• Dataset extract:
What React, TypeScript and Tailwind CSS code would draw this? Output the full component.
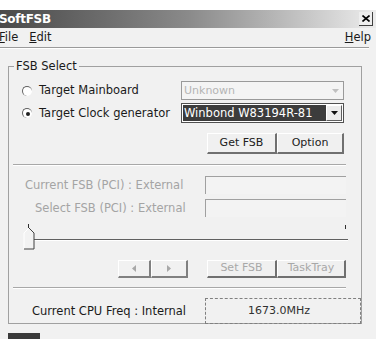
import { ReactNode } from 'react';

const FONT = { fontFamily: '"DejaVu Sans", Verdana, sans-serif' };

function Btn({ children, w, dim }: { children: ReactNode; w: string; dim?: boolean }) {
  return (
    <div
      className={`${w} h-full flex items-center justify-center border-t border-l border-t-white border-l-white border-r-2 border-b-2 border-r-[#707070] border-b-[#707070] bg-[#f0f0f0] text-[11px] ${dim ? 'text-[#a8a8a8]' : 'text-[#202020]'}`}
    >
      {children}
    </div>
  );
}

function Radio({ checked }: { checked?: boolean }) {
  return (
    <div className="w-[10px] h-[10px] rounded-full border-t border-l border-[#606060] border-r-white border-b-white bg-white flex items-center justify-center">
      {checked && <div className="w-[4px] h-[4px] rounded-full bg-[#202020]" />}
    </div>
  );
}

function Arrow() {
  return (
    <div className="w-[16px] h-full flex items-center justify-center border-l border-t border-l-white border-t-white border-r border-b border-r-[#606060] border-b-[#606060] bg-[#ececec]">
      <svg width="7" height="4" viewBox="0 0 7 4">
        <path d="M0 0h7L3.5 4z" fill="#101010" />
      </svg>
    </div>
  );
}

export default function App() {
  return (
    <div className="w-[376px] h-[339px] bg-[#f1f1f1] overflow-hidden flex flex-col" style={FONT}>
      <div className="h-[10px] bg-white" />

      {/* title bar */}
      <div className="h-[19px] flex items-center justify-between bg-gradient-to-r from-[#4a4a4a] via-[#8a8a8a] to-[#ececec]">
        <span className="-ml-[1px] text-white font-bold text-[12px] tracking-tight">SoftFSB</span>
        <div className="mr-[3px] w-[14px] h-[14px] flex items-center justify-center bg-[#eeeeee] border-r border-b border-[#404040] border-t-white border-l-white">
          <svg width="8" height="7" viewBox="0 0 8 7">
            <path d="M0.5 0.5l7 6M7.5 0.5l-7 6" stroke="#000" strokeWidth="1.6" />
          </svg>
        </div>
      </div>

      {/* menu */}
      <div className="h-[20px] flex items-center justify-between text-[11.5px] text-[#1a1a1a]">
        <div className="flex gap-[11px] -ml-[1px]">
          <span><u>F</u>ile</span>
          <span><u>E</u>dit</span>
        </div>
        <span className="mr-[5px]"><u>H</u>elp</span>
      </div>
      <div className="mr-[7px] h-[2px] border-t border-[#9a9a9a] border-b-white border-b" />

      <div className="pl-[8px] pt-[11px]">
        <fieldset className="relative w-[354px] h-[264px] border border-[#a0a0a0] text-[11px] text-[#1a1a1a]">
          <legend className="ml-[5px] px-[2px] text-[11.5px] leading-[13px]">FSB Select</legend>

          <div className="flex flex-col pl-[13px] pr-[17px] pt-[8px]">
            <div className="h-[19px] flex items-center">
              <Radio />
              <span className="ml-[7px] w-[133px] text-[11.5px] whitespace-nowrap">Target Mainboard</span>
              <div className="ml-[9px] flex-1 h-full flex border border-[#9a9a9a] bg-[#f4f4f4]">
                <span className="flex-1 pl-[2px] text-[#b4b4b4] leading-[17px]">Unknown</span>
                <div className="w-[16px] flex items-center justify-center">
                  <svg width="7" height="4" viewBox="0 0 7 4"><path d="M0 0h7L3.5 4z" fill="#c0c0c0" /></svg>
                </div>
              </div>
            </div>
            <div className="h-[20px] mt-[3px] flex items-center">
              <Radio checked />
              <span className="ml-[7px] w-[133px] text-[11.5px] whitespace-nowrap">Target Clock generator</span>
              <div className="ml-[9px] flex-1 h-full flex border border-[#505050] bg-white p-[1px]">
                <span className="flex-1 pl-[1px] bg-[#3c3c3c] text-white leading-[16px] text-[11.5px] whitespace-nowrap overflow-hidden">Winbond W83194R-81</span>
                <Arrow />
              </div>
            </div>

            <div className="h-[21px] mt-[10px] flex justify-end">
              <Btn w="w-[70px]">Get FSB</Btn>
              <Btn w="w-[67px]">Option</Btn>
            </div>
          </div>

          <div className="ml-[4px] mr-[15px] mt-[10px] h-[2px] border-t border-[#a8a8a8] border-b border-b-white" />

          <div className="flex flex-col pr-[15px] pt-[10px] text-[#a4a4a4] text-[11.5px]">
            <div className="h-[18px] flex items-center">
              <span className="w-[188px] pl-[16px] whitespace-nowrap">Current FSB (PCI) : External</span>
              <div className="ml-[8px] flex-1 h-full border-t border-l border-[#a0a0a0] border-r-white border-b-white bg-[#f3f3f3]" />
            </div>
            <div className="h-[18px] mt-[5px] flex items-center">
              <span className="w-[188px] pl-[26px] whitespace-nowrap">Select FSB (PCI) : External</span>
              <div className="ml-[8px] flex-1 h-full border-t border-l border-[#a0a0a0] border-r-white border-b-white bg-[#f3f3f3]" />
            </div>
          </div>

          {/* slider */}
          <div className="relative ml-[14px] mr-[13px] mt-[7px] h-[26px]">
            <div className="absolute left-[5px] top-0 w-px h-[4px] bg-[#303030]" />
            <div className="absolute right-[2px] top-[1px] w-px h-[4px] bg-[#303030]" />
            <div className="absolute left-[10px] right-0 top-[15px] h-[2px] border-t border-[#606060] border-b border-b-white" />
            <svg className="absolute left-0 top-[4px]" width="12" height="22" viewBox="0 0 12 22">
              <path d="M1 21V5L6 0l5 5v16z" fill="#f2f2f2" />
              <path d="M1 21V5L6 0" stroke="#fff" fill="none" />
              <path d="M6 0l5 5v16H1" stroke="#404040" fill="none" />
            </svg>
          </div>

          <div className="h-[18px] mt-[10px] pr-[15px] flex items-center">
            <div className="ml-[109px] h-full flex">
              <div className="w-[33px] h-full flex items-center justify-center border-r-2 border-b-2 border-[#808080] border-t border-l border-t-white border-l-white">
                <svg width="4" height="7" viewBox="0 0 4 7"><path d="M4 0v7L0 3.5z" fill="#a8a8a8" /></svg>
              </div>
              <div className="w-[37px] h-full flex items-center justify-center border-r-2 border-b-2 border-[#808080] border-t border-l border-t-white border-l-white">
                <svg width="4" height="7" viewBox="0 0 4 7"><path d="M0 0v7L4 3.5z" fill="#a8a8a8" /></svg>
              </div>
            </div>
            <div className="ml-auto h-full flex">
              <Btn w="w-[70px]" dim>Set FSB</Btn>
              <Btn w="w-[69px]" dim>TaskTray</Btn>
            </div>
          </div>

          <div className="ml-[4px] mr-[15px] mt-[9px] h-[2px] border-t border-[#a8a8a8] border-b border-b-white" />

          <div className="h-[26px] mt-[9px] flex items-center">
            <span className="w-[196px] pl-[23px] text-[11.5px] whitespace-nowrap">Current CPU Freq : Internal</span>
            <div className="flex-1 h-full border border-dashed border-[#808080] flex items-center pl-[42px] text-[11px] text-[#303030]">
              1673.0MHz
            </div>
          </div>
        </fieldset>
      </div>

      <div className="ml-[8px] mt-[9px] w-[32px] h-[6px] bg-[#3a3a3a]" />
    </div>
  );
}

• Goal:
Reproduce every line exactly and omit all pictures.

• Reply to the exercise:
What React, TypeScript and Tailwind CSS code would draw this? Output the full component.
import { ReactNode } from 'react';

const FONT = { fontFamily: '"DejaVu Sans", Verdana, sans-serif' };

function Btn({ children, w, dim }: { children: ReactNode; w: string; dim?: boolean }) {
  return (
    <div
      className={`${w} h-full flex items-center justify-center border-t border-l border-t-white border-l-white border-r-2 border-b-2 border-r-[#707070] border-b-[#707070] bg-[#f0f0f0] text-[11px] ${dim ? 'text-[#a8a8a8]' : 'text-[#202020]'}`}
    >
      {children}
    </div>
  );
}

function Radio({ checked }: { checked?: boolean }) {
  return (
    <div className="w-[10px] h-[10px] rounded-full border-t border-l border-[#606060] border-r-white border-b-white bg-white flex items-center justify-center">
      {checked && <div className="w-[4px] h-[4px] rounded-full bg-[#202020]" />}
    </div>
  );
}

function Arrow() {
  return (
    <div className="w-[16px] h-full flex items-center justify-center border-l border-t border-l-white border-t-white border-r border-b border-r-[#606060] border-b-[#606060] bg-[#ececec]">
      <svg width="7" height="4" viewBox="0 0 7 4">
        <path d="M0 0h7L3.5 4z" fill="#101010" />
      </svg>
    </div>
  );
}

export default function App() {
  return (
    <div className="w-[376px] h-[339px] bg-[#f1f1f1] overflow-hidden flex flex-col" style={FONT}>
      <div className="h-[10px] bg-white" />

      {/* title bar */}
      <div className="h-[19px] flex items-center justify-between bg-gradient-to-r from-[#4a4a4a] via-[#8a8a8a] to-[#ececec]">
        <span className="-ml-[1px] text-white font-bold text-[12px] tracking-tight">SoftFSB</span>
        <div className="mr-[3px] w-[14px] h-[14px] flex items-center justify-center bg-[#eeeeee] border-r border-b border-[#404040] border-t-white border-l-white">
          <svg width="8" height="7" viewBox="0 0 8 7">
            <path d="M0.5 0.5l7 6M7.5 0.5l-7 6" stroke="#000" strokeWidth="1.6" />
          </svg>
        </div>
      </div>

      {/* menu */}
      <div className="h-[20px] flex items-center justify-between text-[11.5px] text-[#1a1a1a]">
        <div className="flex gap-[11px] -ml-[1px]">
          <span><u>F</u>ile</span>
          <span><u>E</u>dit</span>
        </div>
        <span className="mr-[5px]"><u>H</u>elp</span>
      </div>
      <div className="mr-[7px] h-[2px] border-t border-[#9a9a9a] border-b-white border-b" />

      <div className="pl-[8px] pt-[11px]">
        <fieldset className="relative w-[354px] h-[264px] border border-[#a0a0a0] text-[11px] text-[#1a1a1a]">
          <legend className="ml-[5px] px-[2px] text-[11.5px] leading-[13px]">FSB Select</legend>

          <div className="flex flex-col pl-[13px] pr-[17px] pt-[8px]">
            <div className="h-[19px] flex items-center">
              <Radio />
              <span className="ml-[7px] w-[133px] text-[11.5px] whitespace-nowrap">Target Mainboard</span>
              <div className="ml-[9px] flex-1 h-full flex border border-[#9a9a9a] bg-[#f4f4f4]">
                <span className="flex-1 pl-[2px] text-[#b4b4b4] leading-[17px]">Unknown</span>
                <div className="w-[16px] flex items-center justify-center">
                  <svg width="7" height="4" viewBox="0 0 7 4"><path d="M0 0h7L3.5 4z" fill="#c0c0c0" /></svg>
                </div>
              </div>
            </div>
            <div className="h-[20px] mt-[3px] flex items-center">
              <Radio checked />
              <span className="ml-[7px] w-[133px] text-[11.5px] whitespace-nowrap">Target Clock generator</span>
              <div className="ml-[9px] flex-1 h-full flex border border-[#505050] bg-white p-[1px]">
                <span className="flex-1 pl-[1px] bg-[#3c3c3c] text-white leading-[16px] text-[11.5px] whitespace-nowrap overflow-hidden">Winbond W83194R-81</span>
                <Arrow />
              </div>
            </div>

            <div className="h-[21px] mt-[10px] flex justify-end">
              <Btn w="w-[70px]">Get FSB</Btn>
              <Btn w="w-[67px]">Option</Btn>
            </div>
          </div>

          <div className="ml-[4px] mr-[15px] mt-[10px] h-[2px] border-t border-[#a8a8a8] border-b border-b-white" />

          <div className="flex flex-col pr-[15px] pt-[10px] text-[#a4a4a4] text-[11.5px]">
            <div className="h-[18px] flex items-center">
              <span className="w-[188px] pl-[16px] whitespace-nowrap">Current FSB (PCI) : External</span>
              <div className="ml-[8px] flex-1 h-full border-t border-l border-[#a0a0a0] border-r-white border-b-white bg-[#f3f3f3]" />
            </div>
            <div className="h-[18px] mt-[5px] flex items-center">
              <span className="w-[188px] pl-[26px] whitespace-nowrap">Select FSB (PCI) : External</span>
              <div className="ml-[8px] flex-1 h-full border-t border-l border-[#a0a0a0] border-r-white border-b-white bg-[#f3f3f3]" />
            </div>
          </div>

          {/* slider */}
          <div className="relative ml-[14px] mr-[13px] mt-[7px] h-[26px]">
            <div className="absolute left-[5px] top-0 w-px h-[4px] bg-[#303030]" />
            <div className="absolute right-[2px] top-[1px] w-px h-[4px] bg-[#303030]" />
            <div className="absolute left-[10px] right-0 top-[15px] h-[2px] border-t border-[#606060] border-b border-b-white" />
            <svg className="absolute left-0 top-[4px]" width="12" height="22" viewBox="0 0 12 22">
              <path d="M1 21V5L6 0l5 5v16z" fill="#f2f2f2" />
              <path d="M1 21V5L6 0" stroke="#fff" fill="none" />
              <path d="M6 0l5 5v16H1" stroke="#404040" fill="none" />
            </svg>
          </div>

          <div className="h-[18px] mt-[10px] pr-[15px] flex items-center">
            <div className="ml-[109px] h-full flex">
              <div className="w-[33px] h-full flex items-center justify-center border-r-2 border-b-2 border-[#808080] border-t border-l border-t-white border-l-white">
                <svg width="4" height="7" viewBox="0 0 4 7"><path d="M4 0v7L0 3.5z" fill="#a8a8a8" /></svg>
              </div>
              <div className="w-[37px] h-full flex items-center justify-center border-r-2 border-b-2 border-[#808080] border-t border-l border-t-white border-l-white">
                <svg width="4" height="7" viewBox="0 0 4 7"><path d="M0 0v7L4 3.5z" fill="#a8a8a8" /></svg>
              </div>
            </div>
            <div className="ml-auto h-full flex">
              <Btn w="w-[70px]" dim>Set FSB</Btn>
              <Btn w="w-[69px]" dim>TaskTray</Btn>
            </div>
          </div>

          <div className="ml-[4px] mr-[15px] mt-[9px] h-[2px] border-t border-[#a8a8a8] border-b border-b-white" />

          <div className="h-[26px] mt-[9px] flex items-center">
            <span className="w-[196px] pl-[23px] text-[11.5px] whitespace-nowrap">Current CPU Freq : Internal</span>
            <div className="flex-1 h-full border border-dashed border-[#808080] flex items-center pl-[42px] text-[11px] text-[#303030]">
              1673.0MHz
            </div>
          </div>
        </fieldset>
      </div>

      <div className="ml-[8px] mt-[9px] w-[32px] h-[6px] bg-[#3a3a3a]" />
    </div>
  );
}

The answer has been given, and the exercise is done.